The agency has since updated that research policy - in January 2021 and again this March, said Cynthia Decker, NOAA’s scientific integrity officer.

The policy includes guidelines on how scientists should conduct themselves, and asks them to articulate their findings openly and clearly to the public. It establishes that “credible allegations of fabrication, falsification, plagiarism, and interference with or undue influence on accurate public reporting of science” can result in “personnel actions” and even referral to the inspector general’s office.


An extension of those policies to cover the Commerce Department is expected in the coming months, Decker said. It would include a mechanism by which even political appointees could be subject to allegations that they violated the integrity policy, something that could lead to a review or investigation and potential discipline, Decker said.

These updates are important because they set “that moral and intellectual compass to remind people where the curbs are in the road,” said Craig McLean, a 40-year veteran of NOAA who served as the agency’s acting chief scientist during the Trump administration.

But as strong as the policies may be, they aren’t permanent, some critics note.
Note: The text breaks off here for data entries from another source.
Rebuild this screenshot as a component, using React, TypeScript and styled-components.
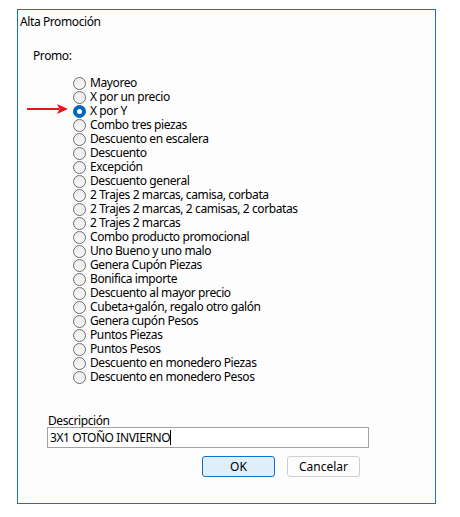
import React from "react";
import styled, { createGlobalStyle } from "styled-components";

const Global = createGlobalStyle`
  html, body { margin: 0; padding: 0; background: #ffffff; }
  body { font-family: "Noto Sans", "Open Sans", sans-serif; font-size: 12px; letter-spacing: -0.4px; color: #000; }
`;

const Frame = styled.div`
  box-sizing: border-box;
  margin: 9px 0 0 17px;
  width: 419px;
  height: 495px;
  border: 1px solid #1a72c4;
  background: #fdfdfd;
  display: flex;
  flex-direction: column;
`;

const Title = styled.div`
  padding: 4px 0 0 2px;
  height: 16px;
  line-height: 16px;
`;

const Group = styled.div`
  padding: 18px 0 0 15px;
  line-height: 16px;
`;

const List = styled.div`
  margin: 12px 0 0 55px;
  display: flex;
  flex-direction: column;
`;

const Row = styled.label`
  position: relative;
  display: flex;
  align-items: center;
  height: 14px;
  line-height: 14px;
  white-space: nowrap;
`;

const Radio = styled.span<{ $checked?: boolean }>`
  box-sizing: border-box;
  width: 13px;
  height: 13px;
  border-radius: 50%;
  margin-right: 4px;
  flex: none;
  display: flex;
  align-items: center;
  justify-content: center;
  border: 1px solid ${(p) => (p.$checked ? "#0067c0" : "#6d6d6d")};
  background: ${(p) => (p.$checked ? "#0067c0" : "linear-gradient(#ececec, #f8f8f8)")};
  &::after {
    content: "";
    display: ${(p) => (p.$checked ? "block" : "none")};
    width: 5px;
    height: 5px;
    border-radius: 50%;
    background: #fff;
  }
`;

const Arrow = styled.svg`
  position: absolute;
  left: -46px;
  top: -2px;
`;

const Bottom = styled.div`
  margin: 30px 0 0 29px;
  display: flex;
  flex-direction: column;
`;

const Label = styled.div`
  line-height: 13px;
  padding-left: 1px;
`;

const Input = styled.div`
  box-sizing: border-box;
  width: 322px;
  height: 21px;
  border: 1px solid #a3a3a3;
  background: #fff;
  padding-left: 2px;
  line-height: 19px;
  display: flex;
  align-items: center;
`;

const Caret = styled.span`
  display: inline-block;
  width: 1px;
  height: 15px;
  background: #000;
`;

const Buttons = styled.div`
  display: flex;
  gap: 12px;
  margin: 8px 0 0 155px;
`;

const Button = styled.button<{ $primary?: boolean }>`
  box-sizing: border-box;
  width: 73px;
  height: 21px;
  border-radius: 3px;
  font: inherit;
  padding: 0;
  color: #000;
  border: 1px solid ${(p) => (p.$primary ? "#0a74d0" : "#cfcfcf")};
  background: ${(p) => (p.$primary ? "#e0eef9" : "#fdfdfd")};
`;

const options = [
  "Mayoreo",
  "X por un precio",
  "X por Y",
  "Combo tres piezas",
  "Descuento en escalera",
  "Descuento",
  "Excepción",
  "Descuento general",
  "2 Trajes 2 marcas, camisa, corbata",
  "2 Trajes 2 marcas, 2 camisas, 2 corbatas",
  "2 Trajes 2 marcas",
  "Combo producto promocional",
  "Uno Bueno y uno malo",
  "Genera Cupón Piezas",
  "Bonifica importe",
  "Descuento al mayor precio",
  "Cubeta+galón, regalo otro galón",
  "Genera cupón Pesos",
  "Puntos Piezas",
  "Puntos Pesos",
  "Descuento en monedero Piezas",
  "Descuento en monedero Pesos",
];

export default function App() {
  return (
    <>
      <Global />
      <Frame>
        <Title>Alta Promoción</Title>
        <Group>Promo:</Group>
        <List>
          {options.map((o, i) => (
            <Row key={o}>
              {i === 2 && (
                <Arrow width="42" height="14" viewBox="0 0 42 14">
                  <path d="M0 7 H32" stroke="#e8141b" strokeWidth="2" />
                  <path d="M30 2 L41 7 L30 12 L32.5 7 Z" fill="#e8141b" />
                </Arrow>
              )}
              <Radio $checked={i === 2} />
              {o}
            </Row>
          ))}
        </List>
        <Bottom>
          <Label>Descripción</Label>
          <Input>
            3X1 OTOÑO INVIERNO
            <Caret />
          </Input>
          <Buttons>
            <Button $primary>OK</Button>
            <Button>Cancelar</Button>
          </Buttons>
        </Bottom>
      </Frame>
    </>
  );
}
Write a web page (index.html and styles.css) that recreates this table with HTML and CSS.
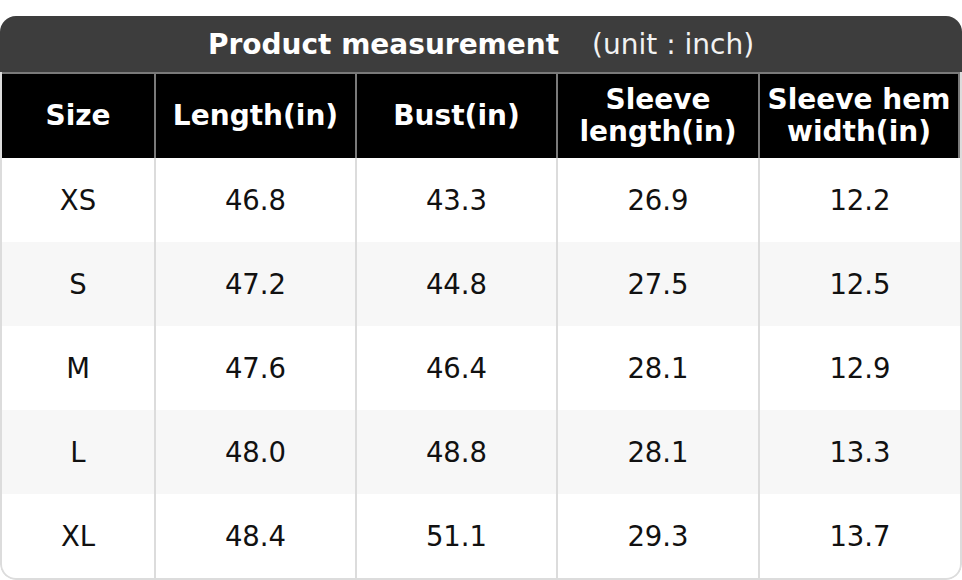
FILE: index.html
```html
<!DOCTYPE html>
<html lang="en">
<head>
<meta charset="utf-8">
<title>Product measurement</title>
<link rel="stylesheet" href="styles.css">
</head>
<body>
<div class="card">
  <div class="title"><span class="title-main">Product measurement</span><span class="title-unit">(unit : inch)</span></div>
  <div class="table-wrap">
    <table class="sizes">
      <colgroup>
        <col class="c1"><col class="c2"><col class="c3"><col class="c4"><col class="c5">
      </colgroup>
      <thead>
        <tr><th>Size</th><th>Length(in)</th><th>Bust(in)</th><th>Sleeve length(in)</th><th>Sleeve hem width(in)</th></tr>
      </thead>
      <tbody>
        <tr><td>XS</td><td>46.8</td><td>43.3</td><td>26.9</td><td>12.2</td></tr>
        <tr><td>S</td><td>47.2</td><td>44.8</td><td>27.5</td><td>12.5</td></tr>
        <tr><td>M</td><td>47.6</td><td>46.4</td><td>28.1</td><td>12.9</td></tr>
        <tr><td>L</td><td>48.0</td><td>48.8</td><td>28.1</td><td>13.3</td></tr>
        <tr><td>XL</td><td>48.4</td><td>51.1</td><td>29.3</td><td>13.7</td></tr>
      </tbody>
    </table>
  </div>
</div>
</body>
</html>
```
FILE: styles.css
```css
html, body {
  margin: 0;
  padding: 0;
  background: #fff;
}
body {
  padding-top: 16px;
  font-family: "DejaVu Sans", "Liberation Sans", sans-serif;
}
.card {
  width: 962px;
  border-radius: 16px;
  overflow: hidden;
}
.title {
  height: 56px;
  background: #3d3d3d;
  color: #fff;
  display: flex;
  align-items: center;
  justify-content: center;
  font-size: 28px;
}
.title-main {
  font-weight: bold;
}
.title-unit {
  margin-left: 33px;
  color: #f2f2f2;
}
.table-wrap {
  border: 2px solid #dcdcdc;
  border-top: none;
  border-radius: 0 0 16px 16px;
  overflow: hidden;
}
.sizes {
  width: 958px;
  table-layout: fixed;
  border-collapse: separate;
  border-spacing: 0;
}
.c1 { width: 152px; }
.c2 { width: 201px; }
.c3 { width: 201px; }
.c4 { width: 202px; }
.c5 { width: 202px; }
.sizes th {
  background: #000;
  color: #fff;
  font-weight: bold;
  font-size: 28px;
  line-height: 32px;
  height: 86px;
  padding: 0 4px;
  box-sizing: border-box;
  border-top: 2px solid #7a7a7a;
  text-align: center;
  vertical-align: middle;
}
.sizes th + th {
  border-left: 2px solid #7a7a7a;
}
.sizes th:last-child {
  border-right: 2px solid #7a7a7a;
}
.sizes td {
  height: 84px;
  padding: 0;
  box-sizing: border-box;
  font-size: 27.5px;
  color: #111;
  text-align: center;
  vertical-align: middle;
}
.sizes td + td {
  border-left: 2px solid #dcdcdc;
}
.sizes tbody tr:nth-child(even) td {
  background: #f7f7f7;
}
```
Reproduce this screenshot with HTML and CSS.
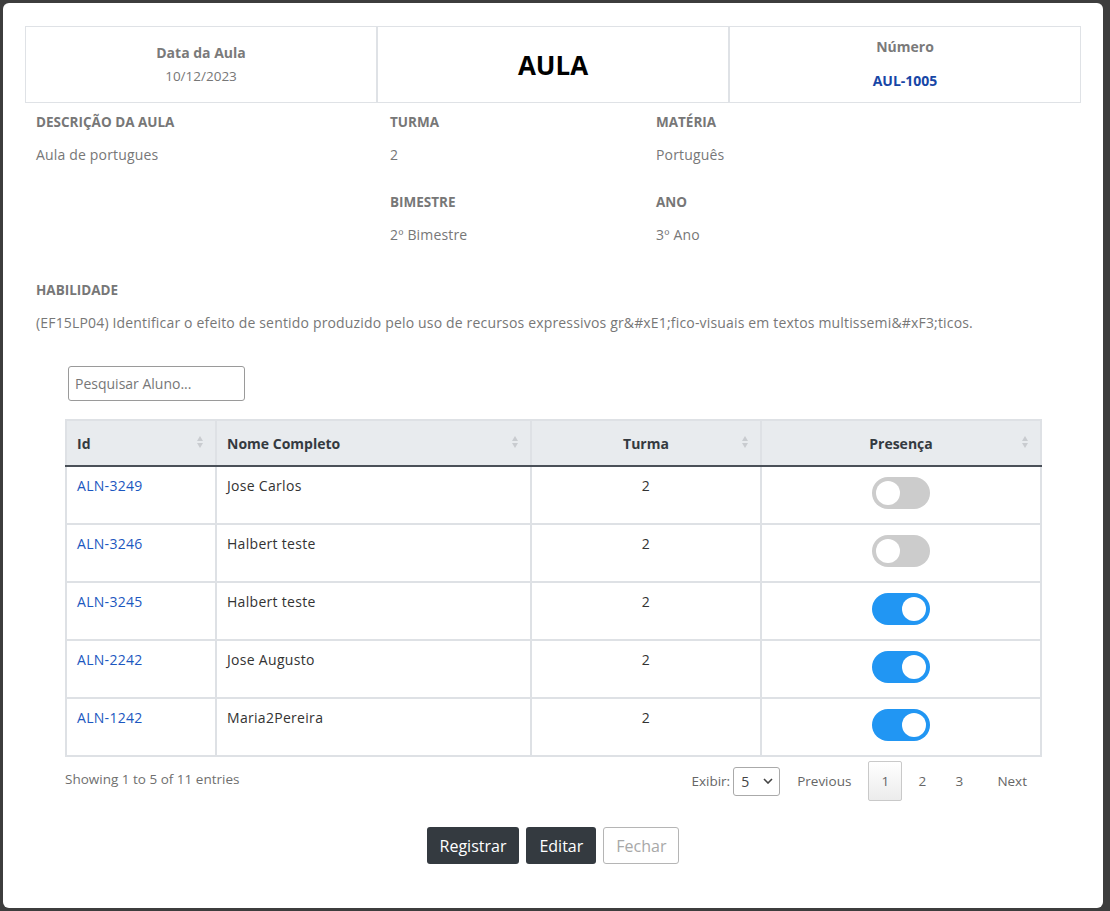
FILE: index.html
```html
<!DOCTYPE html>
<html lang="pt-BR">
<head>
<meta charset="utf-8">
<title>Aula</title>
<link rel="stylesheet" href="styles.css">
</head>
<body>
<div class="backdrop">
  <div class="modal">
    <div class="head-grid">
      <div class="head-cell">
        <div class="head-label">Data da Aula</div>
        <div class="head-value">10/12/2023</div>
      </div>
      <div class="head-cell">
        <div class="head-title">AULA</div>
      </div>
      <div class="head-cell head-cell-num">
        <div class="head-label">Número</div>
        <div class="head-code">AUL-1005</div>
      </div>
    </div>

    <div class="info-grid">
      <div class="info">
        <div class="info-label">DESCRIÇÃO DA AULA</div>
        <div class="info-value">Aula de portugues</div>
      </div>
      <div class="info">
        <div class="info-label">TURMA</div>
        <div class="info-value">2</div>
      </div>
      <div class="info">
        <div class="info-label">MATÉRIA</div>
        <div class="info-value">Português</div>
      </div>
      <div class="info"></div>
      <div class="info">
        <div class="info-label">BIMESTRE</div>
        <div class="info-value">2º Bimestre</div>
      </div>
      <div class="info">
        <div class="info-label">ANO</div>
        <div class="info-value">3º Ano</div>
      </div>
    </div>

    <div class="skill">
      <div class="info-label">HABILIDADE</div>
      <div class="info-value">(EF15LP04) Identificar o efeito de sentido produzido pelo uso de recursos expressivos gr&amp;#xE1;fico-visuais em textos multissemi&amp;#xF3;ticos.</div>
    </div>

    <div class="table-wrap">
      <input class="search" type="text" placeholder="Pesquisar Aluno...">
      <table class="students">
        <thead>
          <tr>
            <th class="c-id">Id<span class="sort"></span></th>
            <th class="c-name">Nome Completo<span class="sort"></span></th>
            <th class="c-turma center">Turma<span class="sort"></span></th>
            <th class="c-pres center">Presença<span class="sort"></span></th>
          </tr>
        </thead>
        <tbody>
          <tr>
            <td><a href="#">ALN-3249</a></td>
            <td>Jose Carlos</td>
            <td class="center">2</td>
            <td class="center"><span class="toggle"></span></td>
          </tr>
          <tr>
            <td><a href="#">ALN-3246</a></td>
            <td>Halbert teste</td>
            <td class="center">2</td>
            <td class="center"><span class="toggle"></span></td>
          </tr>
          <tr>
            <td><a href="#">ALN-3245</a></td>
            <td>Halbert teste</td>
            <td class="center">2</td>
            <td class="center"><span class="toggle on"></span></td>
          </tr>
          <tr>
            <td><a href="#">ALN-2242</a></td>
            <td>Jose Augusto</td>
            <td class="center">2</td>
            <td class="center"><span class="toggle on"></span></td>
          </tr>
          <tr>
            <td><a href="#">ALN-1242</a></td>
            <td>Maria2Pereira</td>
            <td class="center">2</td>
            <td class="center"><span class="toggle on"></span></td>
          </tr>
        </tbody>
      </table>
      <div class="table-foot">
        <div class="entries">Showing 1 to 5 of 11 entries</div>
        <div class="pager">
          <span class="exibir">Exibir:</span>
          <span class="select">5<svg width="10" height="6" viewBox="0 0 10 6"><path d="M1 1l4 4 4-4" fill="none" stroke="#444" stroke-width="1.6"/></svg></span>
          <span class="page-link prev">Previous</span>
          <span class="page-link active">1</span>
          <span class="page-link">2</span>
          <span class="page-link">3</span>
          <span class="page-link next">Next</span>
        </div>
      </div>
    </div>

    <div class="actions">
      <button class="btn btn-dark">Registrar</button>
      <button class="btn btn-dark">Editar</button>
      <button class="btn btn-outline">Fechar</button>
    </div>
  </div>
</div>
</body>
</html>
```

FILE: styles.css
```css
* { box-sizing: border-box; }
html, body { margin: 0; padding: 0; }
body {
  background: #3d3d3d;
  font-family: "Open Sans", "Liberation Sans", sans-serif;
  width: 1110px;
  height: 911px;
  overflow: hidden;
}
.backdrop {
  padding: 3px 7px 3px 3px;
}
.modal {
  width: 1100px;
  height: 905px;
  background: #fff;
  border-radius: 6px;
  padding: 23px 22px 0 22px;
}
.head-grid {
  display: grid;
  grid-template-columns: repeat(3, 1fr);
  height: 77px;
}
.head-cell {
  border: 1px solid #dfe2e6;
  display: flex;
  flex-direction: column;
  align-items: center;
  justify-content: center;
}
.head-label {
  font-size: 14px;
  font-weight: 700;
  color: #7a7a7a;
  line-height: 18px;
}
.head-value {
  font-size: 13.5px;
  color: #777;
  margin-top: 5px;
  line-height: 18px;
}
.head-title {
  font-size: 26px;
  font-weight: 700;
  color: #000;
}
.head-cell-num { justify-content: flex-start; padding-top: 11px; }
.head-code {
  font-size: 14px;
  font-weight: 700;
  color: #1746a6;
  margin-top: 16px;
  line-height: 18px;
}
.info-grid {
  display: grid;
  grid-template-columns: 354px 266px 1fr;
  padding: 0 11px;
  margin-top: 9px;
}
.info { height: 80px; }
.info-label {
  font-size: 13.5px;
  font-weight: 700;
  color: #777;
  line-height: 20px;
}
.info-value {
  font-size: 14px;
  letter-spacing: 0.17px;
  color: #777;
  line-height: 20px;
  margin-top: 13px;
}
.skill {
  padding: 0 11px;
  margin-top: 8px;
}
.table-wrap {
  padding: 0 41px 0 40px;
  margin-top: 33px;
}
.search {
  display: block;
  margin-left: 3px;
  width: 177px;
  height: 35px;
  border: 1px solid #9a9a9a;
  border-radius: 3px;
  padding: 0 6px;
  font-family: inherit;
  font-size: 14px;
  color: #333;
}
.search::placeholder { color: #777; }
.students {
  margin-top: 18px;
  width: 975px;
  border-collapse: collapse;
  table-layout: fixed;
  font-size: 14px;
}
.students th, .students td {
  border: 2px solid #dee1e5;
}
.students th {
  background: #e8ebee;
  height: 46px;
  text-align: left;
  padding: 0 10px;
  color: #343a40;
  font-weight: 700;
  position: relative;
  border-bottom: 2px solid #4a5058;
}
.c-id { width: 150px; }
.c-name { width: 315px; }
.c-turma { width: 230px; }
.c-pres { width: 280px; }
.students .center { text-align: center; }
.sort {
  position: absolute;
  right: 11px;
  top: 15px;
  width: 7px;
  height: 14px;
}
.sort::before, .sort::after {
  content: "";
  position: absolute;
  left: 0;
  border-left: 3.5px solid transparent;
  border-right: 3.5px solid transparent;
}
.sort::before { top: 0; border-bottom: 5px solid #c9ccd0; }
.sort::after { top: 7px; border-top: 5px solid #c9ccd0; }
.students td {
  height: 58px;
  vertical-align: top;
  padding: 9px 10px 0 10px;
  color: #333;
  line-height: 20px;
  letter-spacing: 0.3px;
}
.students td a {
  color: #1c57c0;
  text-decoration: none;
}
.toggle {
  display: inline-block;
  width: 58px;
  height: 32px;
  border-radius: 16px;
  background: #cccccc;
  position: relative;
  margin-top: 1px;
  vertical-align: top;
}
.toggle::after {
  content: "";
  position: absolute;
  top: 4px;
  left: 4px;
  width: 24px;
  height: 24px;
  border-radius: 50%;
  background: #fff;
}
.toggle.on { background: #2196f3; }
.toggle.on::after { left: 30px; }
.table-foot {
  display: flex;
  justify-content: space-between;
  align-items: center;
  margin-top: 4px;
}
.entries {
  font-size: 13.5px;
  color: #6f6f6f;
  margin-top: -4px;
}
.pager {
  display: flex;
  align-items: center;
  font-size: 13.5px;
  color: #666;
  padding-right: 12px;
}
.exibir { margin-right: 3px; }
.select {
  display: inline-flex;
  align-items: center;
  justify-content: space-between;
  width: 47px;
  height: 29px;
  border: 1px solid #aaa;
  border-radius: 3px;
  padding: 0 6px 0 7px;
  font-size: 14px;
  color: #444;
  margin-right: 8px;
}
.page-link {
  display: inline-flex;
  align-items: center;
  justify-content: center;
  height: 40px;
  padding: 0 8px;
  border: 1px solid transparent;
  border-radius: 2px;
  min-width: 34px;
  margin-left: 3px;
}
.page-link.prev { margin-left: 0; margin-right: 8px; }
.page-link.active {
  border-color: #c9c9c9;
  background: linear-gradient(#fff, #ececec);
  margin-left: 0;
}
.page-link.next { padding: 0 0 0 20px; margin-left: 0; }
.actions {
  display: flex;
  justify-content: center;
  gap: 7px;
  margin-top: 26px;
}
.btn {
  height: 37px;
  border-radius: 3px;
  font-family: inherit;
  font-size: 16px;
  padding: 0 12px;
  border: 1px solid transparent;
}
.btn-dark {
  background: #343a40;
  color: #fff;
}
.btn-outline {
  background: #fff;
  border-color: #b5b5b5;
  color: #a8a8a8;
}
```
Legislation introduced in the two most recent sessions of Congress would have codified a requirement that federal agencies adopt scientific integrity policies and could establish legal penalties for violating them.

With such a law in place, “the next president can’t say, ‘No, I don’t care,’” when violations of scientific integrity arise, said Andrew Rosenberg, a former NOAA official and a senior adviser at the Center for Ocean Leadership at the University Corporation for Atmospheric Research.

Daniel Weiner, director of the elections and government program at New York University’s Brennan Center for Justice, said government scientists will inevitably face pressures from on high.

“There are always going to be political concerns pushing back on the science,” Weiner said. “I would expect that regardless of who wins the election.”